I use this to locate the latest added csv file in my csv folder

lastCSV=$(ls -t csv-output/ | head -1)

and this to count the lines.

wc -l $lastCSV

Output

wc: drupal_site_livinglab.csv: No such file or directory

If I echo the file it says: drupal_site_livinglab.csv

Upvotes: 0

Views: 276

Answers (1)

Tom Fenech
Tom Fenech

Reputation: 74695

Your issue is that you're one directory up from the path you are trying to read.
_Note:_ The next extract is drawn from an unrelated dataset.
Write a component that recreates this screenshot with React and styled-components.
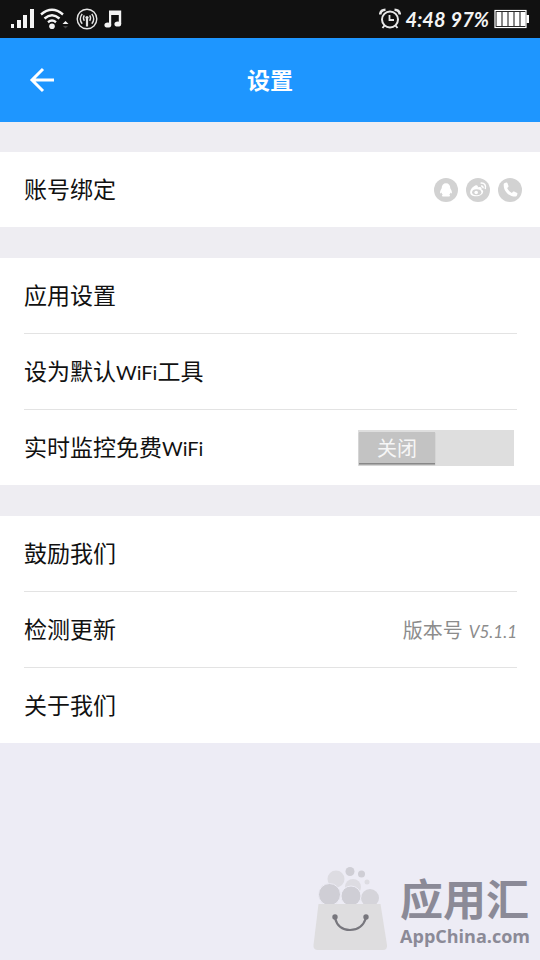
import React, { useState } from 'react';
import styled, { createGlobalStyle } from 'styled-components'

const GlobalStyle = createGlobalStyle`
  * {
    box-sizing: border-box;
  }
  body {
    margin: 0;
    background-color: #edecf5;
    color: #111;
    font-family: Lato, "Noto Sans CJK SC", sans-serif;
  }
`;

// status bar
const StatusBar = styled.div`
  display: flex;
  justify-content: space-between;
  align-items: center;
  height: 38px;
  padding: 0 10px;
  background-color: #111;
  color: #f4f4f4;
`;
const StatusGroup = styled.div`
  display: flex;
  align-items: center;
  gap: ${props => props.gap}px;
  font-size: 20px;
  font-style: italic;
  font-weight: bold;
  svg {
    display: block;
  }
`;

// header
const Header = styled.header`
  display: grid;
  grid-template-columns: 84px 1fr 84px;
  align-items: center;
  height: 84px;
  background-color: #1e96ff;
  color: #fff;
`;
const BackButton = styled.button`
  display: flex;
  align-items: center;
  justify-content: center;
  height: 84px;
  padding: 0;
  border: 0;
  background: none;
  color: inherit;
  cursor: pointer;
`;
const Title = styled.h1`
  margin: 0;
  font-size: 23px;
  line-height: 32px;
  text-align: center;
`;

// list
const Page = styled.div`
  display: flex;
  flex-direction: column;
  min-height: 100vh;
`;
const Groups = styled.main`
  display: flex;
  flex-direction: column;
  gap: 31px;
  padding-top: 30px;
  background-color: #eeedf2;
`;
const Group = styled.section`
  background-color: #fff;
`;
const Row = styled.div`
  display: flex;
  align-items: center;
  justify-content: space-between;
  height: 75px;
  margin-left: 24px;
  margin-right: 23px;
  & + & {
    height: 76px;
    border-top: 1px solid #e3e3e3;
  }
`;
const RowButton = styled.button`
  flex: 1;
  align-self: stretch;
  padding: 0 0 4px;
  border: 0;
  background: none;
  color: inherit;
  font-family: inherit;
  font-size: 23px;
  text-align: left;
  cursor: pointer;
`;
const RowLabel = styled.label`
  padding-bottom: 4px;
  font-size: 23px;
`;
const Latin = styled.span`
  font-size: 20px;
`;
const Accounts = styled.div`
  display: flex;
  gap: 8px;
  margin-right: -5px;
`;
const AccountButton = styled.button`
  width: 24px;
  height: 24px;
  padding: 0;
  border: 0;
  border-radius: 50%;
  background-color: #d2d2d2;
  cursor: pointer;
  svg {
    display: block;
  }
`;
const Version = styled.span`
  color: #8c8c8c;
  font-size: 20px;
`;
const VersionNumber = styled.em`
  margin-left: 6px;
  font-size: 17px;
`;

// switch
const SwitchTrack = styled.span`
  position: relative;
  display: flex;
  justify-content: ${props => props.$on ? 'flex-end' : 'flex-start'};
  width: 156px;
  height: 36px;
  margin-right: 3px;
  padding: 2px 1px;
  background-color: #dedede;
`;
const SwitchInput = styled.input`
  position: absolute;
  inset: 0;
  width: 100%;
  height: 100%;
  margin: 0;
  opacity: 0;
  cursor: pointer;
`;
const SwitchThumb = styled.span`
  width: 76px;
  height: 32px;
  border-bottom: 1px solid #888;
  box-shadow: 0 1px 1px #aaa;
  background-color: #c3c3c3;
  color: #f6f6f6;
  font-size: 20px;
  line-height: 32px;
  text-align: center;
`;

// store badge
const Store = styled.footer`
  display: flex;
  justify-content: flex-end;
  align-items: flex-end;
  gap: 12px;
  margin-top: auto;
  padding: 0 10px 10px 0;
  svg {
    display: block;
  }
`;
const StoreText = styled.div`
  padding-bottom: 2px;
  color: #8b8a97;
  font-weight: bold;
`;
const StoreName = styled.div`
  font-size: 43px;
  line-height: 48px;
`;
const StoreSite = styled.div`
  font-family: "Open Sans", sans-serif;
  font-size: 18px;
  line-height: 24px;
`;

// icons
const SignalIcon = () => (
  <svg width="24" height="20" viewBox="0 0 24 20" fill="#f4f4f4">
    <rect x="1" y="15" width="3" height="4" />
    <rect x="7" y="11" width="4" height="8" />
    <rect x="13" y="6" width="4" height="13" />
    <rect x="20" y="0" width="4" height="19" />
  </svg>
);
const WifiIcon = () => (
  <svg width="30" height="22" viewBox="0 0 30 22" fill="none" stroke="#f4f4f4" strokeWidth="2.4">
    <path d="M1 6.5Q12 -3 23 6.5" />
    <path d="M4.5 10.5Q12 4 19.5 10.5" />
    <path d="M8 14.2Q12 11 16 14.2" />
    <circle cx="12" cy="18.3" r="2.8" fill="#f4f4f4" stroke="none" />
    <path d="M22.5 16L25.5 13L28.5 16Z" fill="#f4f4f4" stroke="none" />
    <path d="M23 18H28L25.5 20.5Z" fill="#444" stroke="none" />
  </svg>
);
const HotspotIcon = () => (
  <svg width="22" height="22" viewBox="0 0 22 22" fill="none" stroke="#e4e4e4" strokeWidth="1.4">
    <circle cx="11" cy="11" r="9.8" />
    <path d="M6.2 15.8Q2.4 11 6.2 5.8M15.8 15.8Q19.6 11 15.8 5.8" />
    <path d="M8.3 12.8Q6.6 10 8.3 7.4M13.7 12.8Q15.4 10 13.7 7.4" />
    <circle cx="11" cy="9.6" r="1.6" fill="#e4e4e4" stroke="none" />
    <path d="M11 11V18.5" strokeWidth="2.2" />
  </svg>
);
const MusicIcon = () => (
  <svg width="18" height="18" viewBox="0 0 18 18" fill="#f4f4f4">
    <path d="M5 0.5H17.2V14H14.8V5H7.2V15.5H5Z" />
    <ellipse cx="3.8" cy="15" rx="3.4" ry="2.6" />
    <ellipse cx="13.8" cy="14" rx="3.4" ry="2.6" />
  </svg>
);
const AlarmIcon = () => (
  <svg width="22" height="22" viewBox="0 0 22 22" fill="none" stroke="#e8e8e8" strokeWidth="2">
    <circle cx="11" cy="11.5" r="8" />
    <path d="M10.5 7V12H15" strokeWidth="1.8" />
    <path d="M1.2 6.5Q1.5 2 6.5 1.8M20.8 6.5Q20.5 2 15.5 1.8" strokeWidth="2.6" />
    <path d="M5.5 17.5L3.5 20M16.5 17.5L18.5 20" />
  </svg>
);
const BatteryIcon = () => (
  <svg width="36" height="20" viewBox="0 0 36 20" fill="#fff">
    <rect x="1" y="1.5" width="31" height="17" fill="none" stroke="#fff" strokeWidth="1.2" />
    {[3, 9, 15, 21, 27].map(x => (
      <rect key={x} x={x - 0.5} y="3" width="5" height="14" />
    ))}
    <rect x="32.5" y="6" width="2.5" height="8" />
  </svg>
);
const ArrowIcon = () => (
  <svg width="26" height="26" viewBox="0 0 26 26" fill="none" stroke="#fff" strokeWidth="3">
    <path d="M25 13H3M14 2L3 13L14 24" />
  </svg>
);
const QQIcon = () => (
  <svg width="24" height="24" viewBox="0 0 24 24" fill="#fff">
    <path d="M12 5.2C14.8 5.2 16.3 7.2 16.3 10.2C17.3 12 18.3 13.6 17.8 15.4C17.4 15.6 16.9 15.1 16.5 14.6C16.3 15.6 15.9 16.2 15.3 16.8C16.3 17.3 16.4 18.6 15 18.6H9C7.6 18.6 7.7 17.3 8.7 16.8C8.1 16.2 7.7 15.6 7.5 14.6C7.1 15.1 6.6 15.6 6.2 15.4C5.7 13.6 6.7 12 7.7 10.2C7.7 7.2 9.2 5.2 12 5.2Z" />
  </svg>
);
const WeiboIcon = () => (
  <svg width="24" height="24" viewBox="0 0 24 24" fill="none" stroke="#fff" strokeWidth="1.5">
    <path d="M9.2 7.6C11.2 6.7 12.3 7.9 11.8 9.5C14.4 8.5 16.2 9.4 15.4 11.4C18 12.3 17.6 15 15.3 16.7C12.4 18.7 8 18.8 5.6 17.2C2.4 15 5 9.6 9.2 7.6Z" fill="#fff" stroke="none" />
    <ellipse cx="10.7" cy="14.2" rx="4.6" ry="3" fill="#d2d2d2" stroke="none" />
    <circle cx="10.2" cy="14.5" r="1.8" fill="#fff" stroke="none" />
    <path d="M14.6 5.2C18.2 4.6 20.6 7.4 19.2 11M15 8C16.6 7.8 17.4 9 16.9 10.3" />
  </svg>
);
const PhoneIcon = () => (
  <svg width="24" height="24" viewBox="0 0 24 24" fill="#fff">
    <path d="M6.8 5L8.4 4.6C9.1 4.5 9.4 4.8 9.6 5.4L10.5 7.9C10.6 8.5 10.5 8.8 10.1 9.2L9.1 10.1C10 12.2 11.8 14 13.9 14.9L14.9 13.8C15.3 13.4 15.6 13.4 16.1 13.6L18.7 14.7C19.3 14.9 19.5 15.3 19.4 15.9L18.9 17.6C18.7 18.3 18.2 18.6 17.6 18.6C10.7 18.5 5.5 13.3 5.7 6.3C5.7 5.7 6.1 5.2 6.8 5Z" />
  </svg>
);
const BagIcon = () => (
  <svg width="75" height="84" viewBox="0 0 75 84" fill="#cfced5">
    <circle cx="23" cy="13" r="8.5" fill="#dddce2" />
    <circle cx="37" cy="5.5" r="4.5" />
    <circle cx="48.5" cy="8" r="3.5" />
    <circle cx="54" cy="16" r="2.5" fill="#dddce2" />
    <circle cx="40" cy="21" r="8" fill="#dddce2" />
    <circle cx="57" cy="32" r="9" fill="#d5d4da" />
    <circle cx="16.5" cy="28.5" r="11" stroke="#edecf5" />
    <circle cx="38" cy="30" r="10" stroke="#edecf5" />
    <path d="M5.5 38H67.5L74 79Q74.5 84 70 84H5Q0 84 0.5 79Z" fill="#dedddf" />
    <g fill="none" stroke="#77767d" strokeWidth="2.2">
      <path d="M22 52Q25 64 37 64T53 52" />
      <circle cx="22" cy="51" r="1.6" fill="#77767d" />
      <circle cx="53" cy="51" r="1.6" fill="#77767d" />
    </g>
  </svg>
);

// view
const accounts = [
  { name: 'QQ', Icon: QQIcon },
  { name: '微博', Icon: WeiboIcon },
  { name: '手机', Icon: PhoneIcon }
];

const Switch = ({ id }) => {
  const [on, setOn] = useState(false);
  return (
    <SwitchTrack $on={on}>
      <SwitchThumb>{on ? '开启' : '关闭'}</SwitchThumb>
      <SwitchInput
        id={id}
        type="checkbox"
        role="switch"
        checked={on}
        onChange={e => setOn(e.target.checked)}
      />
    </SwitchTrack>
  )
}

const App = () => {
  return (
    <Page>
      <GlobalStyle />
      <StatusBar>
        <StatusGroup gap={6}>
          <SignalIcon />
          <WifiIcon />
          <HotspotIcon />
          <MusicIcon />
        </StatusGroup>
        <StatusGroup gap={5}>
          <AlarmIcon />
          <span>4:48</span>
          <span>97%</span>
          <BatteryIcon />
        </StatusGroup>
      </StatusBar>
      <Header>
        <BackButton aria-label="返回"><ArrowIcon /></BackButton>
        <Title>设置</Title>
      </Header>
      <Groups>
        <Group>
          <Row>
            <RowButton>账号绑定</RowButton>
            <Accounts>
              {accounts.map(({ name, Icon }) => (
                <AccountButton key={name} aria-label={name}><Icon /></AccountButton>
              ))}
            </Accounts>
          </Row>
        </Group>
        <Group>
          <Row><RowButton>应用设置</RowButton></Row>
          <Row><RowButton>设为默认<Latin>WiFi</Latin>工具</RowButton></Row>
          <Row>
            <RowLabel htmlFor="monitor">实时监控免费<Latin>WiFi</Latin></RowLabel>
            <Switch id="monitor" />
          </Row>
        </Group>
        <Group>
          <Row><RowButton>鼓励我们</RowButton></Row>
          <Row>
            <RowButton>检测更新</RowButton>
            <Version>版本号<VersionNumber>V5.1.1</VersionNumber></Version>
          </Row>
          <Row><RowButton>关于我们</RowButton></Row>
        </Group>
      </Groups>
      <Store>
        <BagIcon />
        <StoreText>
          <StoreName>应用汇</StoreName>
          <StoreSite>AppChina.com</StoreSite>
        </StoreText>
      </Store>
    </Page>
  )
}

export default App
The quick fix would be wc -l "csv-output/$lastCSV".

Bear in mind that parsing ls -t though convenient, isn't completely robust, so you should consider something like this to protect you from awkward file names:

last_csv=$(find csv-output/ -mindepth 1 -maxdepth 1 -printf '%T@\t%p\0' |
  sort -znr | head -zn1 | cut -zf2-)
wc -l "$last_csv"
  • GNU find lists all files along with their last modification time, separating the output using null bytes to avoid problems with awkward filenames.
    • if you remove -maxdepth 1, this will become a recursive search
  • GNU sort arranges the files from newest to oldest, with -z to accept null byte-delimited input.
  • GNU head -z returns the first record from the sorted list.
  • GNU cut -z at the end discards the timestamp, leaving you with only the filename.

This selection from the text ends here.